Make sure to replace the following placeholders in the project files below before deploying and testing the application on the local development Service Fabric cluster or before deploying the application to your Service Fabric cluster on Microsoft Azure.
This list contains the placeholders that need to be replaced before deploying and running the application:
- [SqlDatabaseConnectionString]: defines the connection string of the SQL Database containing the Events table.
- [InsertStoredProcedure]: contains the name of the Stored Procedure used to insert the events into the SQL Database table.
- [ServiceBusConnectionString]: defines the connection string of the Service Bus namespace that contains the Event Hub and Queue used by the solution.
- [StorageAccountConnectionString]: contains the connection string of the Storage Account used by the EventProcessorHost to store partition lease information when reading data from the input Event Hub.
- [EventHubName]: contains the name of the input Event Hub.
- [ConsumerGroupName]: contains the name of the Consumer Group used by the EventProcessorHost to read data from the input Event Hub.
- [ContainerName]: defines the name of the Storage Container where the EventProcessorHost writes Append Blobs.

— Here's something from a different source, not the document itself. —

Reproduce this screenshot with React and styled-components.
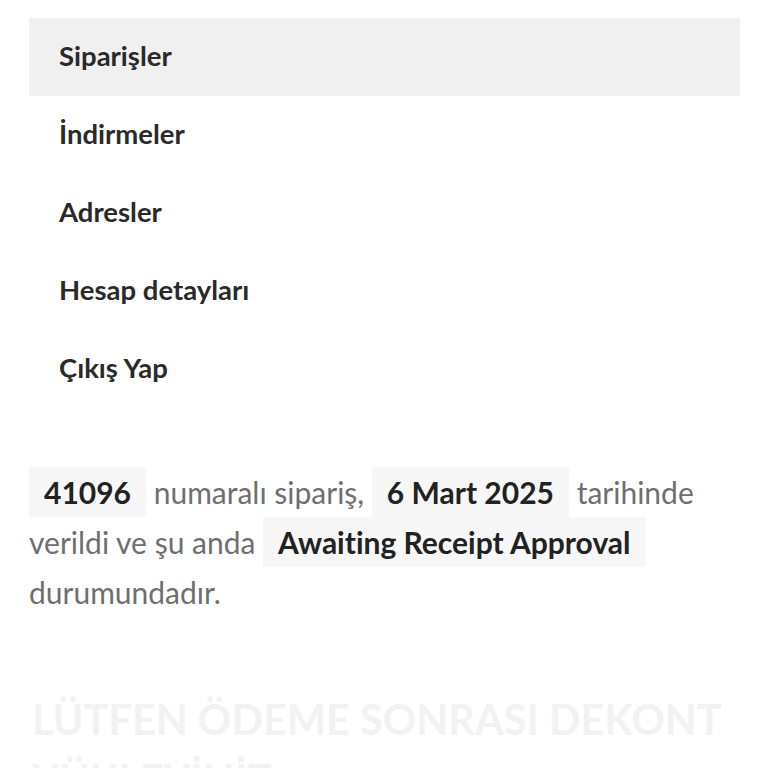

- [QueueName]: contains the name of the Service Bus Queue used by the EventProcessorHost send a message to the external hot path analytics system when user session completes.

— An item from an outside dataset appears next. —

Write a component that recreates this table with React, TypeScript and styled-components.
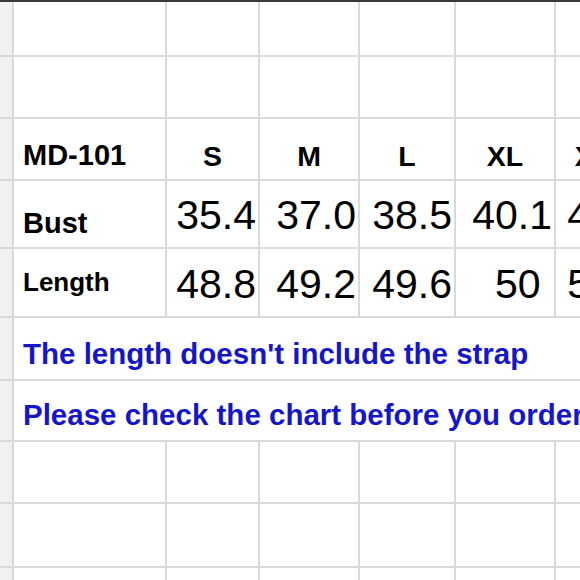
import { createGlobalStyle, styled } from "styled-components";

const GlobalStyle = createGlobalStyle`
  html,
  body {
    margin: 0;
    padding: 0;
    background: #ffffff;
    overflow: hidden;
  }

  body {
    font-family: "Liberation Sans", Arial, sans-serif;
  }
`;

const sizes = ["S", "M", "L", "XL", "XXL"];
const bust = ["35.4", "37.0", "38.5", "40.1", "41.7"];
const length = ["48.8", "49.2", "49.6", "50 ", "50.8"];
const rowHeights = [53, 60, 60, 66, 67, 61, 59, 60, 62, 60];

const Sheet = styled.div`
  display: grid;
  grid-template-columns: 12px 151px 91px 98px 94px 98px 93px;
  grid-template-rows: ${rowHeights.map((h) => `${h}px`).join(" ")};
  gap: 2px;
  width: max-content;
  background: #d9d9d9;
  border-top: 2px solid #3a3a3a;
`;

const Gutter = styled.div`
  background: #f1f1f1;
`;

const Cell = styled.div<{ $span?: number }>`
  display: flex;
  align-items: flex-end;
  min-width: 0;
  padding: 0 0 8px 0;
  background: #ffffff;
  color: #000000;
  white-space: pre;
  line-height: 1.15;
  grid-column: ${(p) => (p.$span ? `span ${p.$span}` : "auto")};
`;

const LabelCell = styled(Cell)<{ $small?: boolean }>`
  padding-left: 9px;
  font-weight: 700;
  font-size: ${(p) => (p.$small ? "26px" : "29px")};
  align-items: ${(p) => (p.$small ? "center" : "flex-end")};
  padding-bottom: ${(p) => (p.$small ? "0" : "7px")};
`;

const HeaderCell = styled(Cell)`
  justify-content: center;
  font-weight: 700;
  font-size: 28.5px;
  padding-bottom: 6px;
`;

const NumberCell = styled(Cell)`
  justify-content: flex-end;
  padding-right: 2px;
  font-size: 41px;
  font-weight: 400;
`;

const NoteCell = styled(Cell)`
  padding-left: 9px;
  color: #1616c8;
  font-weight: 700;
  font-size: 29.5px;
  overflow: hidden;
`;

const EmptyRow = () => (
  <>
    <Gutter />
    {Array.from({ length: 6 }).map((_, i) => (
      <Cell key={i} />
    ))}
  </>
);

const App = (): JSX.Element => {
  return (
    <>
      <GlobalStyle />
      <Sheet>
        <EmptyRow />
        <EmptyRow />

        <Gutter />
        <LabelCell>MD-101</LabelCell>
        {sizes.map((s) => (
          <HeaderCell key={s}>{s}</HeaderCell>
        ))}

        <Gutter />
        <LabelCell>Bust</LabelCell>
        {bust.map((v, i) => (
          <NumberCell key={i}>{v}</NumberCell>
        ))}

        <Gutter />
        <LabelCell $small>Length</LabelCell>
        {length.map((v, i) => (
          <NumberCell key={i}>{v}</NumberCell>
        ))}

        <Gutter />
        <NoteCell $span={6}>The length doesn't include the strap</NoteCell>

        <Gutter />
        <NoteCell $span={6}>Please check the chart before you order</NoteCell>

        <EmptyRow />
        <EmptyRow />
        <EmptyRow />
      </Sheet>
    </>
  );
};

export default App;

- [CheckpointCount]: this number defines after how many messages the EventProcessorHost invokes the ChechpointAsync method.
- [EventHubClientNumber]: this number defines how many EventHubClient objects are contained in the connection pool of the PageViewWebService.
ApplicationParameters\Local.xml file in the PageViewTracer project:
<?xml version="1.0" encoding="utf-8"?>
<Application xmlns:xsd="http://www.w3.org/2001/XMLSchema"
xmlns:xsi="http://www.w3.org/2001/XMLSchema-instance"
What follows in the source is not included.